INFORMATION SUPPLIED -
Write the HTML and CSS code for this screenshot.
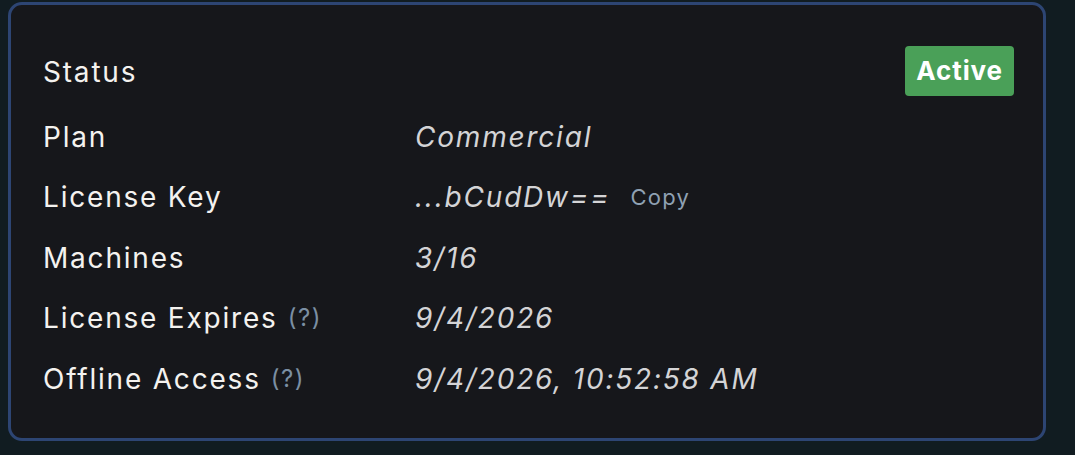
FILE: index.html
```html
<!DOCTYPE html>
<html>
<head>
<meta charset="utf-8">
<link rel="stylesheet" href="styles.css">
</head>
<body>
<div class="card">
  <div class="grid">
    <div class="label status-label">Status</div>
    <div class="value status-value"><span class="badge">Active</span></div>

    <div class="label">Plan</div>
    <div class="value">Commercial</div>

    <div class="label">License Key</div>
    <div class="value">...bCudDw== <span class="copy">Copy</span></div>

    <div class="label">Machines</div>
    <div class="value">3/16</div>

    <div class="label">License Expires <span class="help">(?)</span></div>
    <div class="value">9/4/2026</div>

    <div class="label">Offline Access <span class="help">(?)</span></div>
    <div class="value">9/4/2026, 10:52:58 AM</div>
  </div>
</div>
</body>
</html>
```
FILE: styles.css
```css
html, body {
  margin: 0;
  padding: 0;
  background: #111c21;
  font-family: Inter, "Noto Sans", sans-serif;
}
.card {
  margin: 2px 29px 0 8px;
  height: 392px;
  border: 3px solid #2d4573;
  border-radius: 14px;
  background: #16171b;
  padding: 41px 29px 0 32px;
  box-sizing: content-box;
}
.grid {
  display: grid;
  grid-template-columns: 372px 1fr;
  grid-template-rows: 52px;
  grid-auto-rows: 44px;
  row-gap: 16.5px;
}
.label {
  color: #f4f2ef;
  font-size: 28px;
  letter-spacing: 1.8px;
  line-height: 44px;
  display: flex;
  align-items: center;
}
.value {
  color: #d4d4d6;
  font-size: 28px;
  letter-spacing: 1.8px;
  font-style: italic;
  line-height: 44px;
  display: flex;
  align-items: center;
}
.status-label {
  align-items: flex-start;
  padding-top: 4px;
}
.status-value {
  justify-content: flex-end;
  align-items: flex-start;
}
.badge {
  background: #4aa058;
  color: #ffffff;
  font-style: normal;
  font-weight: 700;
  font-size: 26px;
  letter-spacing: 0.9px;
  line-height: 50px;
  height: 50px;
  padding: 0 11px;
  border-radius: 4px;
}
.copy {
  font-style: normal;
  font-size: 22px;
  letter-spacing: 1.2px;
  color: #8fa1b3;
  margin-left: 20px;
}
.help {
  font-size: 24px;
  letter-spacing: 1.5px;
  color: #7b8fa3;
  margin-left: 10px;
}
```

WORK TO BE COMPLETED - Reproduce the material word for word. Any pictures should be left out of the copy.

EXERCISE RESULT -
Write the HTML and CSS code for this screenshot.
FILE: index.html
```html
<!DOCTYPE html>
<html>
<head>
<meta charset="utf-8">
<link rel="stylesheet" href="styles.css">
</head>
<body>
<div class="card">
  <div class="grid">
    <div class="label status-label">Status</div>
    <div class="value status-value"><span class="badge">Active</span></div>

    <div class="label">Plan</div>
    <div class="value">Commercial</div>

    <div class="label">License Key</div>
    <div class="value">...bCudDw== <span class="copy">Copy</span></div>

    <div class="label">Machines</div>
    <div class="value">3/16</div>

    <div class="label">License Expires <span class="help">(?)</span></div>
    <div class="value">9/4/2026</div>

    <div class="label">Offline Access <span class="help">(?)</span></div>
    <div class="value">9/4/2026, 10:52:58 AM</div>
  </div>
</div>
</body>
</html>
```
FILE: styles.css
```css
html, body {
  margin: 0;
  padding: 0;
  background: #111c21;
  font-family: Inter, "Noto Sans", sans-serif;
}
.card {
  margin: 2px 29px 0 8px;
  height: 392px;
  border: 3px solid #2d4573;
  border-radius: 14px;
  background: #16171b;
  padding: 41px 29px 0 32px;
  box-sizing: content-box;
}
.grid {
  display: grid;
  grid-template-columns: 372px 1fr;
  grid-template-rows: 52px;
  grid-auto-rows: 44px;
  row-gap: 16.5px;
}
.label {
  color: #f4f2ef;
  font-size: 28px;
  letter-spacing: 1.8px;
  line-height: 44px;
  display: flex;
  align-items: center;
}
.value {
  color: #d4d4d6;
  font-size: 28px;
  letter-spacing: 1.8px;
  font-style: italic;
  line-height: 44px;
  display: flex;
  align-items: center;
}
.status-label {
  align-items: flex-start;
  padding-top: 4px;
}
.status-value {
  justify-content: flex-end;
  align-items: flex-start;
}
.badge {
  background: #4aa058;
  color: #ffffff;
  font-style: normal;
  font-weight: 700;
  font-size: 26px;
  letter-spacing: 0.9px;
  line-height: 50px;
  height: 50px;
  padding: 0 11px;
  border-radius: 4px;
}
.copy {
  font-style: normal;
  font-size: 22px;
  letter-spacing: 1.2px;
  color: #8fa1b3;
  margin-left: 20px;
}
.help {
  font-size: 24px;
  letter-spacing: 1.5px;
  color: #7b8fa3;
  margin-left: 10px;
}
```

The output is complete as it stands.